Last but not least, Europe must share some of the blame. We are 100 years after the notorious San Remo Conference, which not unlike the Trump “Deal of the Century,” arrogated to itself the right to carve up the region and support the Balfour Declaration without any consultation with or consideration for the rights of the indigenous people of whose lands they were giving away. In the intervening years, Europe changed, but only somewhat.
It was 40 years ago this month, that nine major European countries, frustrated with the lack of US leadership, issued the Venice Declaration – in which they called for an end to the occupation in accordance with United Nations Security Council Resolutions 224 and 338, the right of the Palestinians to be represented by the PLO, and their right to self-determination.
But in the four decades that have passed, while Europe has passed numerous declarations and voted to condemn Israeli policies on a number of occasions, including a recent statement warning against Israel’s annexation of the territories, they continued to cede control of Israeli-Palestinian peace to US. In addition, European declarations are without teeth, so their warnings have been ignored.

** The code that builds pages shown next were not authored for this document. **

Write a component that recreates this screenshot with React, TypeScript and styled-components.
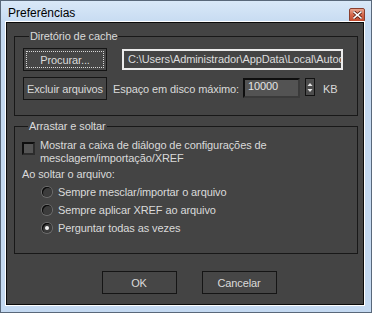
import styled, { createGlobalStyle } from 'styled-components';

const GlobalStyle = createGlobalStyle`
  html, body {
    margin: 0;
    padding: 0;
    background: #ffffff;
  }
  body {
    font-family: 'Liberation Sans', Arial, sans-serif;
    font-size: 11px;
    letter-spacing: -0.1px;
  }
`;

const radioOptions = [
  { label: 'Sempre mesclar/importar o arquivo', checked: false },
  { label: 'Sempre aplicar XREF ao arquivo', checked: false },
  { label: 'Perguntar todas as vezes', checked: true },
];

export default function App() {
  return (
    <>
      <GlobalStyle />
      <Window>
        <TitleBar>
          <Title>Preferências</Title>
          <CloseButton aria-label="Fechar">
            <svg width="9" height="8" viewBox="0 0 9 8">
              <path
                d="M1 1 L8 7 M8 1 L1 7"
                stroke="#5a1e12"
                strokeWidth="3.2"
                strokeLinecap="square"
              />
              <path
                d="M1 1 L8 7 M8 1 L1 7"
                stroke="#ffffff"
                strokeWidth="1.6"
                strokeLinecap="square"
              />
            </svg>
          </CloseButton>
        </TitleBar>
        <Client>
          <Group>
            <Legend>Diretório de cache</Legend>
            <Row>
              <Button $focused>
                <span>Procurar...</span>
              </Button>
              <PathField>C:\Users\Administrador\AppData\Local\Autodesk\3dsMax\cache</PathField>
            </Row>
            <Row>
              <Button>
                <span>Excluir arquivos</span>
              </Button>
              <Label>Espaço em disco máximo:</Label>
              <NumberField>10000</NumberField>
              <Spinner>
                <svg width="8" height="15" viewBox="0 0 8 15">
                  <path d="M4 3 L6.5 6 L1.5 6 Z" fill="#e6e6e6" />
                  <path d="M4 12 L6.5 9 L1.5 9 Z" fill="#e6e6e6" />
                </svg>
              </Spinner>
              <Unit>KB</Unit>
            </Row>
          </Group>

          <Group $second>
            <Legend>Arrastar e soltar</Legend>
            <CheckRow>
              <CheckBox />
              <CheckText>
                Mostrar a caixa de diálogo de configurações de
                <br />
                mesclagem/importação/XREF
              </CheckText>
            </CheckRow>
            <SubLabel>Ao soltar o arquivo:</SubLabel>
            <RadioList>
              {radioOptions.map((opt) => (
                <RadioRow key={opt.label}>
                  <Radio $checked={opt.checked} />
                  <span>{opt.label}</span>
                </RadioRow>
              ))}
            </RadioList>
          </Group>

          <Footer>
            <DialogButton>OK</DialogButton>
            <DialogButton>Cancelar</DialogButton>
          </Footer>
        </Client>
      </Window>
    </>
  );
}

const Window = styled.div`
  width: 372px;
  height: 313px;
  box-sizing: border-box;
  border: 1px solid #59687a;
  background: #c4d9f1;
  padding: 0 6px 6px 4px;
  display: flex;
  flex-direction: column;
`;

const TitleBar = styled.div`
  height: 20px;
  display: flex;
  align-items: flex-start;
  justify-content: space-between;
  background: linear-gradient(#d9e8f8, #c8dcf2);
  margin: 0 -6px 0 -4px;
  padding: 0 6px 0 7px;
`;

const Title = styled.div`
  font-size: 12px;
  letter-spacing: 0;
  color: #000000;
  line-height: 14px;
  padding-top: 5px;
`;

const CloseButton = styled.div`
  width: 16px;
  height: 14px;
  margin-top: 7px;
  box-sizing: border-box;
  border: 1px solid #8a3e2e;
  border-radius: 2px;
  background: linear-gradient(#e9a58f, #d4664a 50%, #c24a2e);
  display: flex;
  align-items: center;
  justify-content: center;
`;

const Client = styled.div`
  flex: 1;
  border: 1px solid #ffffff;
  box-shadow: inset 0 0 0 1px #0b0b0b;
  background: #444444;
  padding: 8px 6px 0 8px;
  color: #dadada;
  display: flex;
  flex-direction: column;
`;

const Group = styled.fieldset<{ $second?: boolean }>`
  margin: ${({ $second }) => ($second ? '4px 0 0 0' : '0')};
  padding: ${({ $second }) => ($second ? '0 8px 18px 7px' : '5px 8px 15px 8px')};
  border: 1px solid #181818;
  min-width: 0;
  display: flex;
  flex-direction: column;
  gap: 6px;
`;

const Legend = styled.legend`
  padding: 0 1px;
  margin-left: 6px;
  line-height: 13px;
  color: #dadada;
`;

const Row = styled.div`
  display: flex;
  align-items: center;
  height: 23px;
`;

const Button = styled.div<{ $focused?: boolean }>`
  width: 84px;
  height: 23px;
  box-sizing: border-box;
  border: 1px solid #151515;
  background: #464646;
  display: flex;
  align-items: center;
  justify-content: center;
  padding: 2px;
  flex-shrink: 0;
  white-space: nowrap;

  span {
    flex: 1;
    align-self: stretch;
    display: flex;
    align-items: center;
    justify-content: center;
    border: 1px dotted ${({ $focused }) => ($focused ? '#d8d8d8' : 'transparent')};
  }
`;

const PathField = styled.div`
  margin-left: 15px;
  width: 221px;
  height: 21px;
  box-sizing: border-box;
  border: 2px solid #ececec;
  padding: 0 4px;
  line-height: 17px;
  white-space: nowrap;
  overflow: hidden;
  color: #dcdcdc;
`;

const Label = styled.span`
  margin-left: 6px;
  width: 130px;
  flex-shrink: 0;
  white-space: nowrap;
`;

const NumberField = styled.div`
  width: 57px;
  height: 20px;
  box-sizing: border-box;
  border: 2px solid #0e0e0e;
  border-right-color: #3a3a3a;
  border-bottom-color: #3a3a3a;
  background: #535353;
  padding: 0 3px;
  line-height: 13px;
  color: #e4e4e4;
  align-self: flex-start;
  margin-top: 1px;
`;

const Spinner = styled.div`
  margin-left: 5px;
  width: 10px;
  height: 18px;
  box-sizing: border-box;
  border: 1px solid #121212;
  background: #4c4c4c;
  display: flex;
  align-items: center;
  justify-content: center;
  align-self: flex-start;
  margin-top: 1px;
`;

const Unit = styled.span`
  margin-left: 8px;
`;

const CheckRow = styled.div`
  display: flex;
  align-items: flex-start;
  gap: 5px;
  margin-top: 6px;
`;

const CheckBox = styled.div`
  width: 13px;
  height: 13px;
  box-sizing: border-box;
  border: 2px solid #0e0e0e;
  border-right-color: #2c2c2c;
  border-bottom-color: #2c2c2c;
  background: #555555;
  margin-top: 3px;
  flex-shrink: 0;
`;

const CheckText = styled.div`
  line-height: 13px;
`;

const SubLabel = styled.div`
  line-height: 13px;
  margin-top: -3px;
`;

const RadioList = styled.div`
  display: flex;
  flex-direction: column;
  gap: 4px;
  padding-left: 20px;
  margin-top: -2px;
`;

const RadioRow = styled.div`
  display: flex;
  align-items: center;
  gap: 6px;
  height: 14px;
`;

const Radio = styled.div<{ $checked: boolean }>`
  width: 10px;
  height: 10px;
  border-radius: 50%;
  box-sizing: border-box;
  background: radial-gradient(circle at 50% 50%, #3c3c3c 55%, #2a2a2a 100%);
  box-shadow: inset 1px 1px 0 #0a0a0a, 0 0 0 1px #6e6e6e;
  display: flex;
  align-items: center;
  justify-content: center;

  &::after {
    content: '';
    width: 4px;
    height: 4px;
    border-radius: 50%;
    background: ${({ $checked }) => ($checked ? '#f2f2f2' : 'transparent')};
  }
`;

const Footer = styled.div`
  display: flex;
  justify-content: center;
  gap: 25px;
  margin-top: 17px;
  padding-left: 6px;
`;

const DialogButton = styled.div`
  width: 75px;
  height: 23px;
  box-sizing: border-box;
  border: 1px solid #151515;
  background: #464646;
  display: flex;
  align-items: center;
  justify-content: center;
`;
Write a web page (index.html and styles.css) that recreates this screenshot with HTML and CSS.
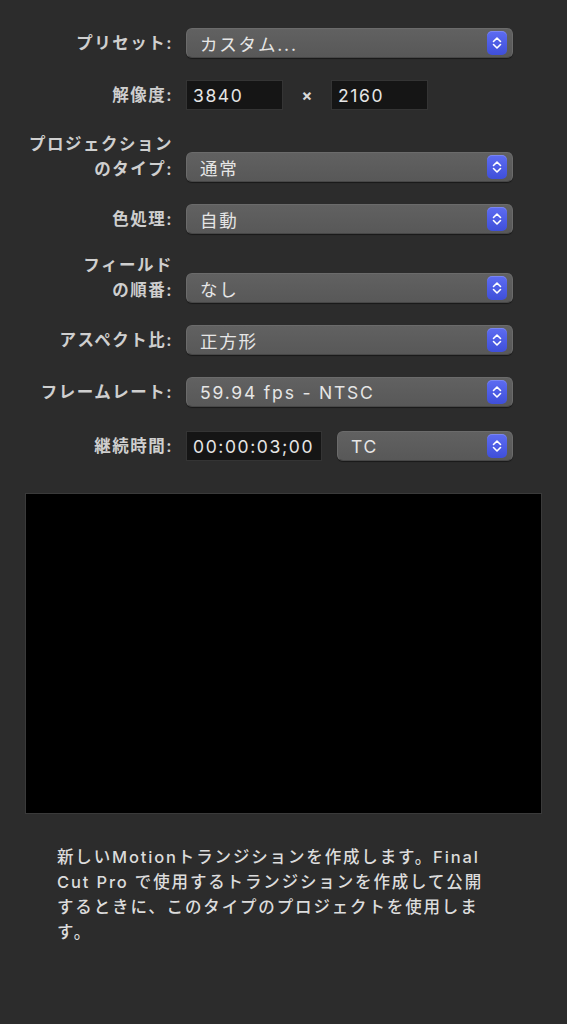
FILE: index.html
```html
<!DOCTYPE html>
<html lang="ja">
<head>
<meta charset="utf-8">
<title>プロジェクト設定</title>
<link rel="stylesheet" href="styles.css">
</head>
<body>
<div class="panel">
  <div class="form">
    <div class="row">
      <div class="label">プリセット:</div>
      <div class="popup wide"><span class="value">カスタム...</span><span class="stepper"><svg width="20" height="24" viewBox="0 0 20 24"><path d="M6.5 10.5 L10 7 L13.5 10.5 M6.5 13.5 L10 17 L13.5 13.5" fill="none" stroke="#fff" stroke-width="1.6" stroke-linecap="round" stroke-linejoin="round"/></svg></span></div>
    </div>
    <div class="row">
      <div class="label">解像度:</div>
      <div class="field res">3840</div>
      <div class="times">×</div>
      <div class="field res">2160</div>
    </div>
    <div class="row">
      <div class="label two">プロジェクション<br>のタイプ:</div>
      <div class="popup wide"><span class="value">通常</span><span class="stepper"><svg width="20" height="24" viewBox="0 0 20 24"><path d="M6.5 10.5 L10 7 L13.5 10.5 M6.5 13.5 L10 17 L13.5 13.5" fill="none" stroke="#fff" stroke-width="1.6" stroke-linecap="round" stroke-linejoin="round"/></svg></span></div>
    </div>
    <div class="row">
      <div class="label">色処理:</div>
      <div class="popup wide"><span class="value">自動</span><span class="stepper"><svg width="20" height="24" viewBox="0 0 20 24"><path d="M6.5 10.5 L10 7 L13.5 10.5 M6.5 13.5 L10 17 L13.5 13.5" fill="none" stroke="#fff" stroke-width="1.6" stroke-linecap="round" stroke-linejoin="round"/></svg></span></div>
    </div>
    <div class="row tight">
      <div class="label two">フィールド<br>の順番:</div>
      <div class="popup wide"><span class="value">なし</span><span class="stepper"><svg width="20" height="24" viewBox="0 0 20 24"><path d="M6.5 10.5 L10 7 L13.5 10.5 M6.5 13.5 L10 17 L13.5 13.5" fill="none" stroke="#fff" stroke-width="1.6" stroke-linecap="round" stroke-linejoin="round"/></svg></span></div>
    </div>
    <div class="row">
      <div class="label">アスペクト比:</div>
      <div class="popup wide"><span class="value">正方形</span><span class="stepper"><svg width="20" height="24" viewBox="0 0 20 24"><path d="M6.5 10.5 L10 7 L13.5 10.5 M6.5 13.5 L10 17 L13.5 13.5" fill="none" stroke="#fff" stroke-width="1.6" stroke-linecap="round" stroke-linejoin="round"/></svg></span></div>
    </div>
    <div class="row">
      <div class="label">フレームレート:</div>
      <div class="popup wide"><span class="value">59.94 fps - NTSC</span><span class="stepper"><svg width="20" height="24" viewBox="0 0 20 24"><path d="M6.5 10.5 L10 7 L13.5 10.5 M6.5 13.5 L10 17 L13.5 13.5" fill="none" stroke="#fff" stroke-width="1.6" stroke-linecap="round" stroke-linejoin="round"/></svg></span></div>
    </div>
    <div class="row loose">
      <div class="label">継続時間:</div>
      <div class="field dur">00:00:03;00</div>
      <div class="popup tc"><span class="value">TC</span><span class="stepper"><svg width="20" height="24" viewBox="0 0 20 24"><path d="M6.5 10.5 L10 7 L13.5 10.5 M6.5 13.5 L10 17 L13.5 13.5" fill="none" stroke="#fff" stroke-width="1.6" stroke-linecap="round" stroke-linejoin="round"/></svg></span></div>
    </div>
  </div>
  <div class="preview"></div>
  <p class="desc">新しいMotionトランジションを作成します。Final Cut Pro で使用するトランジションを作成して公開するときに、このタイプのプロジェクトを使用します。</p>
</div>
</body>
</html>
```
FILE: styles.css
```css
html, body {
  margin: 0;
  padding: 0;
  background: #2c2c2c;
}
body {
  width: 567px;
  height: 1024px;
  overflow: hidden;
  font-family: Inter, "Noto Sans CJK JP", sans-serif;
}
.panel {
  padding-top: 28px;
}
.form {
  display: flex;
  flex-direction: column;
}
.row {
  display: flex;
  align-items: flex-end;
}
.row + .row {
  margin-top: 22px;
}
.row.tight {
  margin-top: 19px;
}
.row.loose {
  margin-top: 24px;
}
.label {
  width: 173px;
  margin-right: 13px;
  text-align: right;
  font-size: 16.5px;
  letter-spacing: 1.5px;
  line-height: 30px;
  font-weight: 600;
  color: #cfcfcf;
  flex: none;
}
.label.two {
  line-height: 25px;
}
.popup {
  position: relative;
  height: 30px;
  box-sizing: border-box;
  border-radius: 6px;
  background: linear-gradient(#616161, #585858);
  border: 1px solid #6b6b6b;
  border-bottom-color: #474747;
  box-shadow: 0 1px 1px rgba(0, 0, 0, 0.45);
  display: flex;
  align-items: center;
  padding-left: 13px;
  flex: none;
}
.popup.wide {
  width: 327px;
}
.popup.tc {
  width: 176px;
  margin-left: 15px;
}
.value {
  font-size: 17.5px;
  letter-spacing: 1.8px;
  font-weight: 400;
  color: #e6e6e6;
  white-space: nowrap;
}
.stepper {
  position: absolute;
  right: 5px;
  top: 2px;
  width: 20px;
  height: 24px;
  border-radius: 5px;
  background: linear-gradient(#5d6cf2, #3f4fd9);
  box-shadow: inset 0 1px 0 rgba(255, 255, 255, 0.18);
  display: block;
}
.stepper svg {
  display: block;
}
.field {
  height: 30px;
  box-sizing: border-box;
  background: #151515;
  border: 1px solid #343434;
  display: flex;
  align-items: center;
  padding-left: 6px;
  font-size: 17.5px;
  letter-spacing: 1.6px;
  font-weight: 400;
  color: #e6e6e6;
  white-space: nowrap;
  flex: none;
}
.field.res {
  width: 97px;
}
.field.dur {
  width: 136px;
}
.times {
  width: 48px;
  height: 30px;
  line-height: 30px;
  text-align: center;
  font-size: 16px;
  font-weight: 700;
  color: #d8d8d8;
}
.preview {
  margin: 32px 0 0 25px;
  width: 517px;
  height: 321px;
  box-sizing: border-box;
  background: #000;
  border: 1px solid #3a3a3a;
}
.desc {
  margin: 31px 0 0 57px;
  width: 436px;
  font-size: 16.5px;
  line-height: 25px;
  letter-spacing: 1.85px;
  font-weight: 500;
  color: #dcdcdc;
}
```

And so, while the US has become either Israel’s coat holder or cheerleader, Europe has rendered itself an impotent bystander in a conflict for which they have some paternity and toward which they could have an impact.
If we are to learn any lessons from past failures, on the eve of Israel’s threat to formally annex parts of the West Bank, here’s what must be done:
First, Israel must be called to account not only if it moves forward with annexation, but for its half-century of lawless behavior. To end impunity, there must be accountability. The response cannot just be the recognition of a Palestinian state. Because this state will still not be in control of its territory, economy, and resources – such recognition will be a hollow gesture. Accountability requires sanctions, because if there are no economic and political consequences, then bad behavior will continue.
In line with this, it is of critical importance that the human rights of the Palestinian people be elevated as a concern by the international community. The Palestinian people cannot remain defenseless as they continue to be victimized by the Israeli occupation and settler violence. Land theft, home demolitions, collective punishment of civilian populations, mass incarceration, abuse of children, the daily humiliation at checkpoints, and other forms of repression will continue to scar Palestinians as long as the international community feigns powerlessness.
Exposure of these Israeli crimes is the first step. Accountability and sanctions are the remedies.
Europe, or at the European states who issued the Venice Declaration, should recognize that the factor – the US inability to act as an honest broker – that led them to assert (but then fail to deliver on) their “special role” and responsibility still exists. They should assume a greater role to balance that played by the US. That will, of necessity, require political and economic sanctions because mere statements of condemnation will continue to be ignored.